Open Source Alternative (200 users):

  • Initial implementation: $150,000
  • Annual hosting and support: $50,000
  • Customization and integration: $30,000
  • Training and administration: $15,000
  • Five-year total: $630,000

Net Savings: $1,170,000 (65% cost reduction)

Strategic Value

Beyond Cost Savings: The business case extends beyond financial metrics to strategic advantages:

  • Data sovereignty and privacy control
  • Vendor independence and negotiating power
  • Customization flexibility matching unique processes
  • Talent attraction through modern, open source technologies
  • Community innovation access without vendor gatekeeping

The Path Forward

The trend toward open source CRM alternatives will accelerate as economic pressure, vendor frustration, and product maturity converge.
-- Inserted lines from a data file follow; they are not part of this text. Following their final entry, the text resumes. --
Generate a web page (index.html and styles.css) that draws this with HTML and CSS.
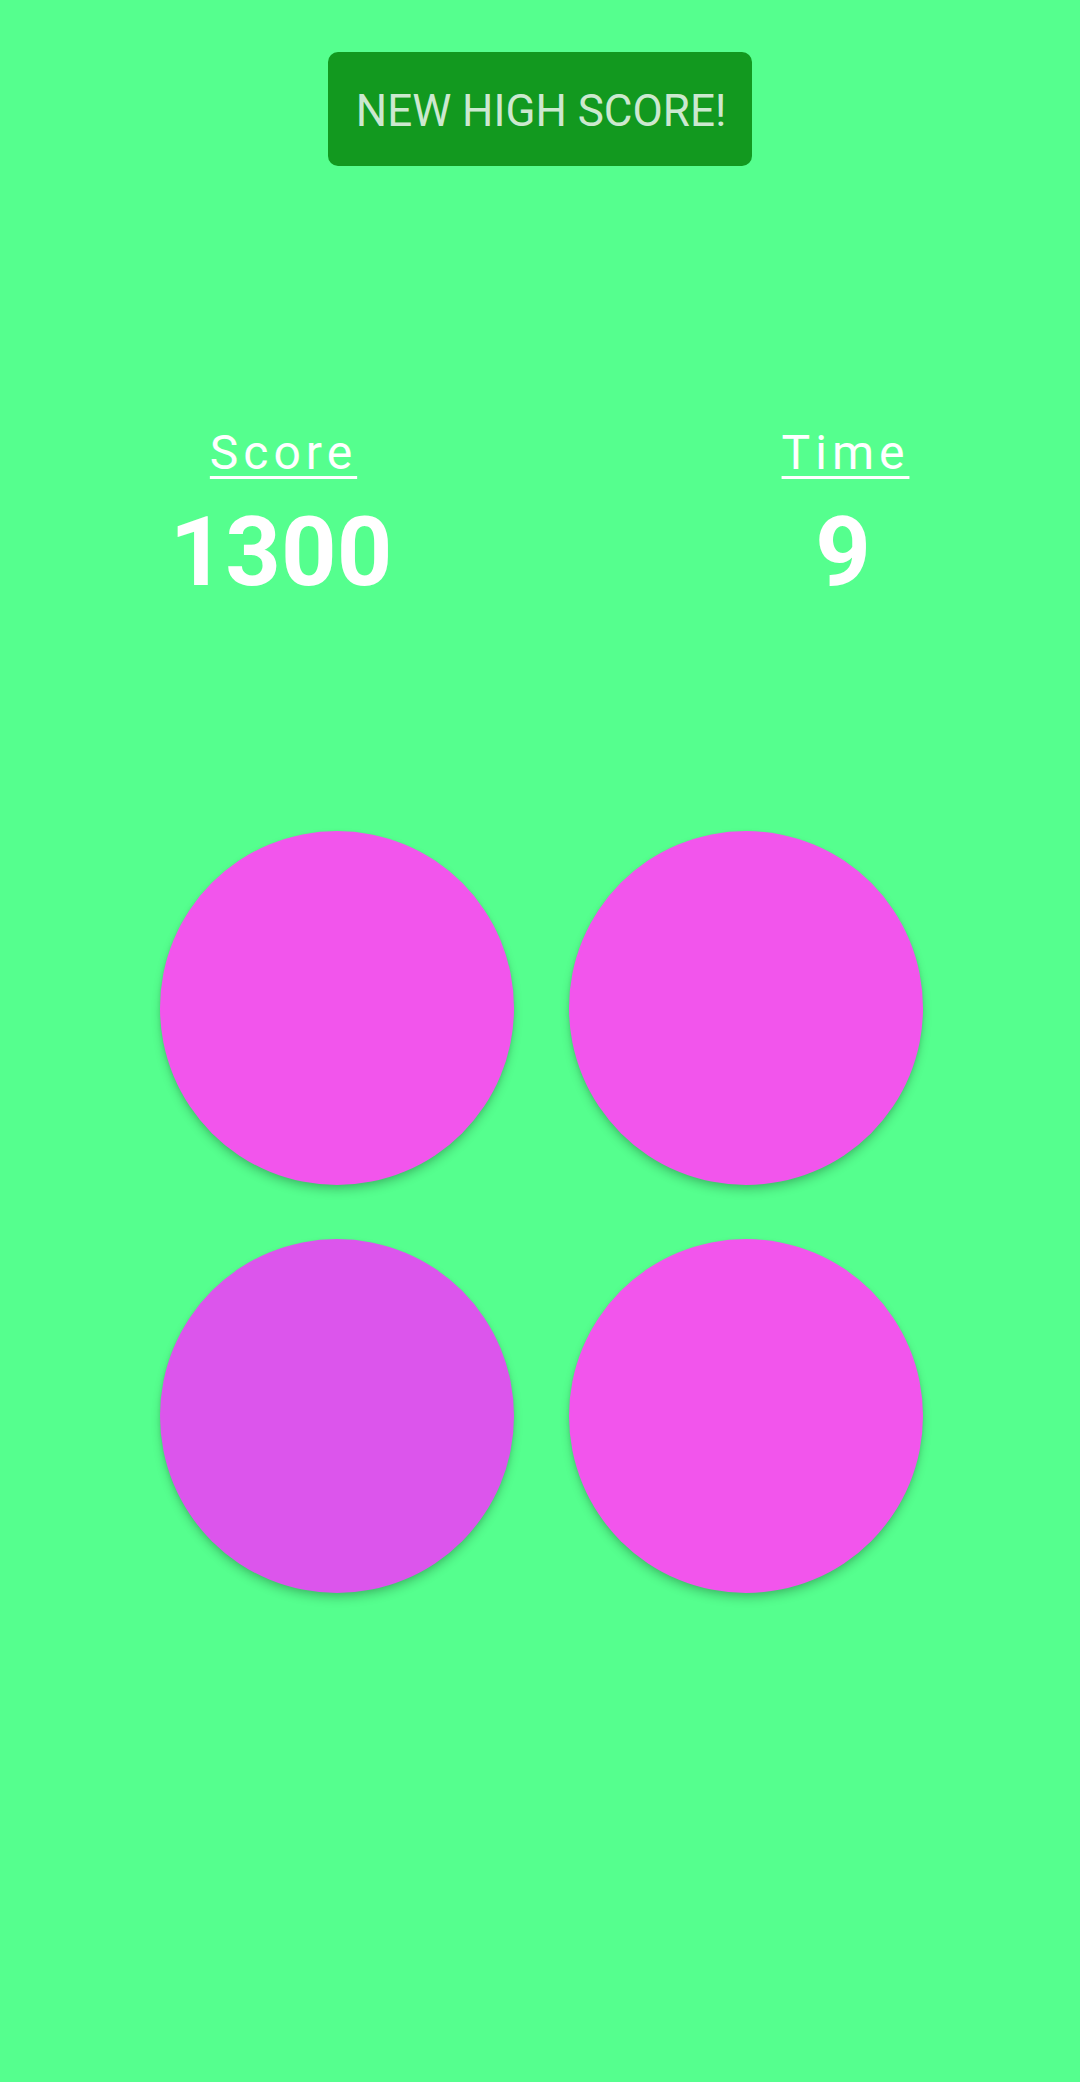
FILE: index.html
```html
<!DOCTYPE html>
<html>
<head>
<meta charset="utf-8">
<link rel="stylesheet" href="styles.css">
</head>
<body>
<div class="screen">
  <div class="top">
    <div class="badge">NEW HIGH SCORE!</div>
  </div>
  <div class="stats">
    <div class="stat">
      <div class="label">Score</div>
      <div class="value">1300</div>
    </div>
    <div class="stat">
      <div class="label">Time</div>
      <div class="value">9</div>
    </div>
  </div>
  <div class="grid">
    <div class="dot"></div>
    <div class="dot"></div>
    <div class="dot dim"></div>
    <div class="dot"></div>
  </div>
</div>
</body>
</html>
```
FILE: styles.css
```css
html, body {
  margin: 0;
  padding: 0;
  background: #55ff8e;
  font-family: Roboto, "Noto Sans", sans-serif;
}
.screen {
  width: 1080px;
  height: 2082px;
  display: flex;
  flex-direction: column;
}
.top {
  display: flex;
  justify-content: center;
  padding-top: 52px;
}
.badge {
  width: 424px;
  height: 114px;
  box-sizing: border-box;
  background: #12991f;
  border-radius: 10px;
  color: #cce8cf;
  font-size: 44px;
  display: flex;
  align-items: center;
  justify-content: center;
  padding-left: 2px;
  padding-top: 4px;
}
.stats {
  display: flex;
  padding-left: 131px;
  gap: 262px;
  margin-top: 259px;
}
.stat {
  width: 300px;
  display: flex;
  flex-direction: column;
  align-items: center;
  color: #ffffff;
}
.label {
  font-size: 48px;
  letter-spacing: 5px;
  text-decoration: underline;
  text-decoration-thickness: 3px;
  text-underline-offset: 7px;
  line-height: 56px;
  padding-left: 5px;
}
.value {
  font-size: 97px;
  font-weight: 700;
  line-height: 114px;
  margin-top: 14px;
}
.grid {
  display: grid;
  grid-template-columns: 354px 354px;
  gap: 54px 55px;
  justify-content: center;
  margin-top: 222px;
  padding-left: 3px;
}
.dot {
  width: 354px;
  height: 354px;
  border-radius: 50%;
  background: #f255ec;
  box-shadow: 0 6px 10px rgba(0, 0, 0, 0.18), 0 2px 4px rgba(0, 0, 0, 0.08);
}
.dot.dim {
  background: #dc55ec;
}
```
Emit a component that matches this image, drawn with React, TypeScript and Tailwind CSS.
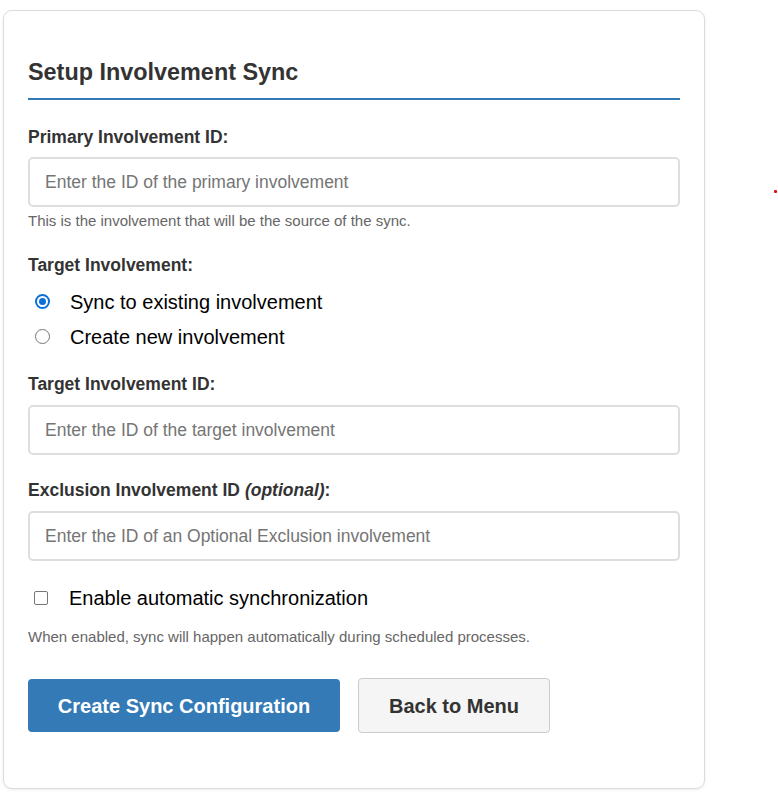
import React from "react";

function Radio({ checked }: { checked: boolean }) {
  return checked ? (
    <span className="flex h-[15px] w-[15px] shrink-0 items-center justify-center rounded-full border-2 border-[#0b6fd9] bg-white">
      <span className="block h-[7px] w-[7px] rounded-full bg-[#0b6fd9]" />
    </span>
  ) : (
    <span className="block h-[15px] w-[15px] shrink-0 rounded-full border border-[#767676] bg-white" />
  );
}

export default function App() {
  return (
    <div
      className="relative min-h-[793px] w-[778px] bg-white pt-[10px] text-[#333]"
      style={{ fontFamily: '"Liberation Sans", Arial, sans-serif' }}
    >
      <span className="absolute left-[774px] top-[190px] block h-[3px] w-[3px] rounded-[1px] bg-[#e01010]" />
      <div className="ml-[3px] flex h-[779px] w-[702px] flex-col rounded-[9px] border border-[#dcdcdc] bg-white px-[24px] pt-[47px] shadow-[0_1px_3px_rgba(0,0,0,0.08)]">
        <h2 className="border-b-2 border-[#337ab7] pb-[12px] text-[23.4px] font-bold leading-[28px] text-[#333]">
          Setup Involvement Sync
        </h2>

        <label className="mt-[27px] text-[17.5px] font-bold leading-[20px] text-[#333]">
          Primary Involvement ID:
        </label>
        <input
          className="mt-[10px] h-[50px] w-full rounded-[5px] border-2 border-[#dedede] px-[15px] text-[17.5px] placeholder:text-[#757575] outline-none"
          placeholder="Enter the ID of the primary involvement"
        />
        <p className="mt-[5px] text-[15px] leading-[18px] text-[#666]">
          This is the involvement that will be the source of the sync.
        </p>

        <label className="mt-[25px] text-[17.5px] font-bold leading-[20px] text-[#333]">
          Target Involvement:
        </label>
        <div className="mt-[9px] flex flex-col">
          <div className="flex h-[35px] items-center">
            <span className="ml-[7px] flex w-[35px] items-center">
              <Radio checked />
            </span>
            <span className="text-[20px] text-black">Sync to existing involvement</span>
          </div>
          <div className="flex h-[35px] items-center">
            <span className="ml-[7px] flex w-[35px] items-center">
              <Radio checked={false} />
            </span>
            <span className="text-[20px] text-black">Create new involvement</span>
          </div>
        </div>

        <label className="mt-[20px] text-[17.5px] font-bold leading-[20px] text-[#333]">
          Target Involvement ID:
        </label>
        <input
          className="mt-[11px] h-[50px] w-full rounded-[5px] border-2 border-[#dedede] px-[15px] text-[17.5px] placeholder:text-[#757575] outline-none"
          placeholder="Enter the ID of the target involvement"
        />

        <label className="mt-[25px] text-[17.5px] font-bold leading-[20px] text-[#333]">
          Exclusion Involvement ID <em>(optional)</em>:
        </label>
        <input
          className="mt-[11px] h-[50px] w-full rounded-[5px] border-2 border-[#dedede] px-[15px] text-[17.5px] placeholder:text-[#757575] outline-none"
          placeholder="Enter the ID of an Optional Exclusion involvement"
        />

        <div className="mt-[25px] flex h-[24px] items-center">
          <span className="ml-[6px] mr-[21px] block h-[14px] w-[14px] shrink-0 rounded-[2px] border border-[#767676] bg-white" />
          <span className="text-[20px] text-black">Enable automatic synchronization</span>
        </div>
        <p className="mt-[18px] text-[15px] leading-[18px] text-[#666]">
          When enabled, sync will happen automatically during scheduled processes.
        </p>

        <div className="mt-[32px] flex items-center gap-[18px]">
          <button className="h-[53px] w-[312px] rounded-[4px] bg-[#337ab7] text-[20px] font-bold text-white">
            Create Sync Configuration
          </button>
          <button className="h-[55px] w-[192px] rounded-[4px] border border-[#cccccc] bg-[#f5f5f5] text-[20px] font-bold text-[#333]">
            Back to Menu
          </button>
        </div>
      </div>
    </div>
  );
}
Market Dynamics: Salesforce’s dominant market position faces challenges from multiple directions—not just open source but also specialized CRMs targeting specific industries or use cases. This competitive pressure benefits customers through innovation and alternatives.

Technology Maturation: Open source CRMs continue improving in functionality, usability, and ecosystem maturity. The gap between Salesforce and open source alternatives narrows as community development accelerates.

Enterprise Acceptance: As more companies successfully migrate from Salesforce to open source alternatives, case studies and best practices reduce perceived risk for organizations considering similar moves.

The question isn’t whether companies should consider open source CRM alternatives to Salesforce—it’s under what circumstances the switch makes strategic and economic sense. For organizations facing escalating costs, vendor lock-in frustration, and customization limitations, open source CRMs offer proven alternatives that deliver comparable functionality at dramatically lower total cost of ownership.

The 37% cost reduction, 70% faster implementations, and 17% manual data entry improvements reported by companies who switched represent more than financial benefits—they demonstrate that open source CRMs have matured into enterprise-viable alternatives to the market leader.